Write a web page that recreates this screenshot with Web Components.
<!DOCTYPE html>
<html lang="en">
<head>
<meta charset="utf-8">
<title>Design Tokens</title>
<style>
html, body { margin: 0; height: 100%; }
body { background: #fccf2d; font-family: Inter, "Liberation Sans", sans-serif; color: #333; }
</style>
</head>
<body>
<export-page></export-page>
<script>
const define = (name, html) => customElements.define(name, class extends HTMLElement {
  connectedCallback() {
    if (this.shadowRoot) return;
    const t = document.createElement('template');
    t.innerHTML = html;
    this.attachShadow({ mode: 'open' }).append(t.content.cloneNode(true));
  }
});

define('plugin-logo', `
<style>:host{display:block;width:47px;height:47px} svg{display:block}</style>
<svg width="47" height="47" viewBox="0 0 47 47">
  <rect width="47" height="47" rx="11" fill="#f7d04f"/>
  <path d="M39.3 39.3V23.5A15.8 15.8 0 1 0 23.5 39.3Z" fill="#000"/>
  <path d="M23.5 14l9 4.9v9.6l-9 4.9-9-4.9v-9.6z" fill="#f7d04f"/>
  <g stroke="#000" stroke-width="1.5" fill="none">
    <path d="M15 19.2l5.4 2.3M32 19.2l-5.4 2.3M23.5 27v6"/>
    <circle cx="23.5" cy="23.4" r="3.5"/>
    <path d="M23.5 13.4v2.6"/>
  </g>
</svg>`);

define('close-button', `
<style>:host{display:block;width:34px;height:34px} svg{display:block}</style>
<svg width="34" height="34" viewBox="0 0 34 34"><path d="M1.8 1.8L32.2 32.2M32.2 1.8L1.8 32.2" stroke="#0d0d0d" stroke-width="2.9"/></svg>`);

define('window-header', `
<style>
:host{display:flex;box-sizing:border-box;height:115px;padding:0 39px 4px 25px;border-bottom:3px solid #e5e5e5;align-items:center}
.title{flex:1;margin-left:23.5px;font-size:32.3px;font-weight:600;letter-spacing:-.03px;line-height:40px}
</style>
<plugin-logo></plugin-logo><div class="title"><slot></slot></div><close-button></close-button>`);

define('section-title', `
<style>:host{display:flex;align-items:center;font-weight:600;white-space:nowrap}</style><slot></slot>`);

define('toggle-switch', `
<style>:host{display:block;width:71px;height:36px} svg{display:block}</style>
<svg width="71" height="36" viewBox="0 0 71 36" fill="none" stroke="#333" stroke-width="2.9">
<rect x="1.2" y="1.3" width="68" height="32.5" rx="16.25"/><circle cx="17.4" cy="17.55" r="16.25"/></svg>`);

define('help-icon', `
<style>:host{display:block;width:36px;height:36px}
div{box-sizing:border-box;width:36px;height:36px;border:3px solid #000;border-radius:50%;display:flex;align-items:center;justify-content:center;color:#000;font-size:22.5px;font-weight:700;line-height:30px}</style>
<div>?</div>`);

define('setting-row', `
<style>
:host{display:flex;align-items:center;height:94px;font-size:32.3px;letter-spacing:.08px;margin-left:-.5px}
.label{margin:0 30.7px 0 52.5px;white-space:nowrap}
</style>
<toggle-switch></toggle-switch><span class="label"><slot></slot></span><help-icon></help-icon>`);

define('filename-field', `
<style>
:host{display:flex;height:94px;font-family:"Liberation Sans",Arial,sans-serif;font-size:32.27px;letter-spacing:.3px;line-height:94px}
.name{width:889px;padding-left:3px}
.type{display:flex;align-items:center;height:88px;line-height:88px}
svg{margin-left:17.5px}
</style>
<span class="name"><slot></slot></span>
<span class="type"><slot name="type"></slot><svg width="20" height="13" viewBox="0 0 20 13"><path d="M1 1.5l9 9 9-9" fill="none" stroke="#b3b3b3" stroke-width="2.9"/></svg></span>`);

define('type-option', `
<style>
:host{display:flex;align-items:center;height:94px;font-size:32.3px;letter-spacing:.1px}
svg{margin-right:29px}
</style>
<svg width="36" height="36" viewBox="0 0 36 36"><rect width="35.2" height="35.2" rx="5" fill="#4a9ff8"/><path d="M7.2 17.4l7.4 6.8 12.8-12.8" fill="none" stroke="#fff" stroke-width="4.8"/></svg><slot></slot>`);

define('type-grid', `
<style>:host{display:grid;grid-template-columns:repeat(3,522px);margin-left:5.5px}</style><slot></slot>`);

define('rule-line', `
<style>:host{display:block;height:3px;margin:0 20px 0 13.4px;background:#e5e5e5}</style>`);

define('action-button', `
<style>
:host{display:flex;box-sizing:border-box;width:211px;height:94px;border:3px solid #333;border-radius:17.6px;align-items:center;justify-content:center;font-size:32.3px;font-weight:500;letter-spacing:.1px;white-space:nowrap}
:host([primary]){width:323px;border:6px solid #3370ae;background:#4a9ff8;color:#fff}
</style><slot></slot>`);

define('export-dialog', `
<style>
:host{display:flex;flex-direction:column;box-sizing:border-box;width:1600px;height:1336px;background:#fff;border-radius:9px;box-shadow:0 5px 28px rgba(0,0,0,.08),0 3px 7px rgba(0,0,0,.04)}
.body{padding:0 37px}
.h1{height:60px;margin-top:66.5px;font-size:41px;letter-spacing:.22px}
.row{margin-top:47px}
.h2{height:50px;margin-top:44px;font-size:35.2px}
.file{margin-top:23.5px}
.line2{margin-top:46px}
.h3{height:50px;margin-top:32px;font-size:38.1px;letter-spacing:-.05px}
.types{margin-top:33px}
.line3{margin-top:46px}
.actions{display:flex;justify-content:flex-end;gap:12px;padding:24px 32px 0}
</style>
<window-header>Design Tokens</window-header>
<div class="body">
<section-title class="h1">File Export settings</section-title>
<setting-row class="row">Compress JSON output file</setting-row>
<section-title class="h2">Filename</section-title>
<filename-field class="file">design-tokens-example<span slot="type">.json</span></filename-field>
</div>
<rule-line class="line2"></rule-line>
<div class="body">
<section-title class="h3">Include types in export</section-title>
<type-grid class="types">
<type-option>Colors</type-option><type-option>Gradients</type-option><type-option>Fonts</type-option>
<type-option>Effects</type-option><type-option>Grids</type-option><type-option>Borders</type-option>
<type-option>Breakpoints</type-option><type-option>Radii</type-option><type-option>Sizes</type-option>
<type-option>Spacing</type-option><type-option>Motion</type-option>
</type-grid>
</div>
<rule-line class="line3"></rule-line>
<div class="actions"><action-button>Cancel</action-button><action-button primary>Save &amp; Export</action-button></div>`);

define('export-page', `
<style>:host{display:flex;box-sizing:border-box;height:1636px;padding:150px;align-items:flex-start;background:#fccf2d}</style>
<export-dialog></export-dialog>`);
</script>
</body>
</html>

....

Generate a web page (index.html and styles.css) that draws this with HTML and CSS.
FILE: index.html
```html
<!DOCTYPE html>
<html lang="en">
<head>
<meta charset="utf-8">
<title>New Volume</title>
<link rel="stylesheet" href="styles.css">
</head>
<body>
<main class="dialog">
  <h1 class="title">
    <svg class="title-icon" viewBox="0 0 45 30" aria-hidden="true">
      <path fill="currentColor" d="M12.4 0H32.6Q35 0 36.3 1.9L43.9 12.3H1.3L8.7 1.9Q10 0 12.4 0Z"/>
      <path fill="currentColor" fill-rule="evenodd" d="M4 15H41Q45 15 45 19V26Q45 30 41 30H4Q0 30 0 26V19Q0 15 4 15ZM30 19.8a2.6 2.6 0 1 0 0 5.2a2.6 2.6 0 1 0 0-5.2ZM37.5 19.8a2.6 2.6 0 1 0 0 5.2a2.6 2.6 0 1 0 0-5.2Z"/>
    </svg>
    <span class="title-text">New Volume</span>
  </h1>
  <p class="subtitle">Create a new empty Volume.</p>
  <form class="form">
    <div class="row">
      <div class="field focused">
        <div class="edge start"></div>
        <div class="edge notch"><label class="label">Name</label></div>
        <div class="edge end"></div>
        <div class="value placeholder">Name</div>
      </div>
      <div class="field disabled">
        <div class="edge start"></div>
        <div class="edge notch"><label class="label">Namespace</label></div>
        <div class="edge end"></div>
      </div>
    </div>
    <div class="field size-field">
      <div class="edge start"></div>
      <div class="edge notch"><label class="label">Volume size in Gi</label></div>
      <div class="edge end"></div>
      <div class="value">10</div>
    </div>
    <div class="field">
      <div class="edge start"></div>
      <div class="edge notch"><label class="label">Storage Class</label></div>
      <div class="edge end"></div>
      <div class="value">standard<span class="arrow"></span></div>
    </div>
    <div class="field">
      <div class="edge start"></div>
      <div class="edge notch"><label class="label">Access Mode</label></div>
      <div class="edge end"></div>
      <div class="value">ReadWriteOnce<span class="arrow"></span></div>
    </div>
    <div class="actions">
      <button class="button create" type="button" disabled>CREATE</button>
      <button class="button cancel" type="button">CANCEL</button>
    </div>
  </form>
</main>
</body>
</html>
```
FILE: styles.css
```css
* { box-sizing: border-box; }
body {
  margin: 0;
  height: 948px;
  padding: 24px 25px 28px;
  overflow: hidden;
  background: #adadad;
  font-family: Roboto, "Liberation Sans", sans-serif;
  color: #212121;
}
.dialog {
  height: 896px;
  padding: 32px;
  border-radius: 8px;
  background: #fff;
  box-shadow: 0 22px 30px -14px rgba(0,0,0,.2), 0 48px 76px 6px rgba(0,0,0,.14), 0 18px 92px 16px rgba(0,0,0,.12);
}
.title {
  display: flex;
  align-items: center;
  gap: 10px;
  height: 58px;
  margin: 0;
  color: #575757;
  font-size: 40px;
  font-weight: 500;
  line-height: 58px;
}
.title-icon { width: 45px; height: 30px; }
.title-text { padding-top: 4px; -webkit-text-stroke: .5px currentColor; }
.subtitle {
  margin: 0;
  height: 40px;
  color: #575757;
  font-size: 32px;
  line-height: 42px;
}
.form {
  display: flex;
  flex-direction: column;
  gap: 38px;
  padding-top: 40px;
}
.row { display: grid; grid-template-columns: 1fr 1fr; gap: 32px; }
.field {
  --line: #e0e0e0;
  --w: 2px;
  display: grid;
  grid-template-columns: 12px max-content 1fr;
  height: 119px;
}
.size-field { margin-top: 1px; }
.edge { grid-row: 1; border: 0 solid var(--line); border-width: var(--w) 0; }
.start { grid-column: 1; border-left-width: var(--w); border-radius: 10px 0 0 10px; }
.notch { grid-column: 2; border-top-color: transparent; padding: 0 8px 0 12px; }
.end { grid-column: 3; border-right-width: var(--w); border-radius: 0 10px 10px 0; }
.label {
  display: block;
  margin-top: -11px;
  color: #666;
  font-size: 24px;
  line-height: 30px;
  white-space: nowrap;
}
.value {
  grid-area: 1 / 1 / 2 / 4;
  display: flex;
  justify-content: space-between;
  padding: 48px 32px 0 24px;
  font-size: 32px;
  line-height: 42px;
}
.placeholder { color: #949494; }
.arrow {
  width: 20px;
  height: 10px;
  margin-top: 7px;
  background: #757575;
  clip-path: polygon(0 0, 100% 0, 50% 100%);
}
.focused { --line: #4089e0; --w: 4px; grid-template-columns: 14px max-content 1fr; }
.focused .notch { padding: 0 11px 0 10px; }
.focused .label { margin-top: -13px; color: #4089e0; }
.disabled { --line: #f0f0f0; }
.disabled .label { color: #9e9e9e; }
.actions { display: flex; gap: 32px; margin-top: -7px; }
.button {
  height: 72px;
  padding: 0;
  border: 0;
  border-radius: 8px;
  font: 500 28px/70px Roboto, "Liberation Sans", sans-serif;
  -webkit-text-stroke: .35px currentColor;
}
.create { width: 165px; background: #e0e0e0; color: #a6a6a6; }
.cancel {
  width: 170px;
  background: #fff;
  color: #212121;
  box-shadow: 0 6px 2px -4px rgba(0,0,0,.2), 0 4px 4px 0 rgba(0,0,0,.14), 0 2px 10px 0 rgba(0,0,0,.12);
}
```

....

• **What is asked**
Where a line of the material above holds the string "page", copy that line.

• **Solved problem**
Write a web page that recreates this screenshot with Web Components.
<export-page></export-page>
define('export-page', `
Generate a web page (index.html and styles.css) that draws this with HTML and CSS.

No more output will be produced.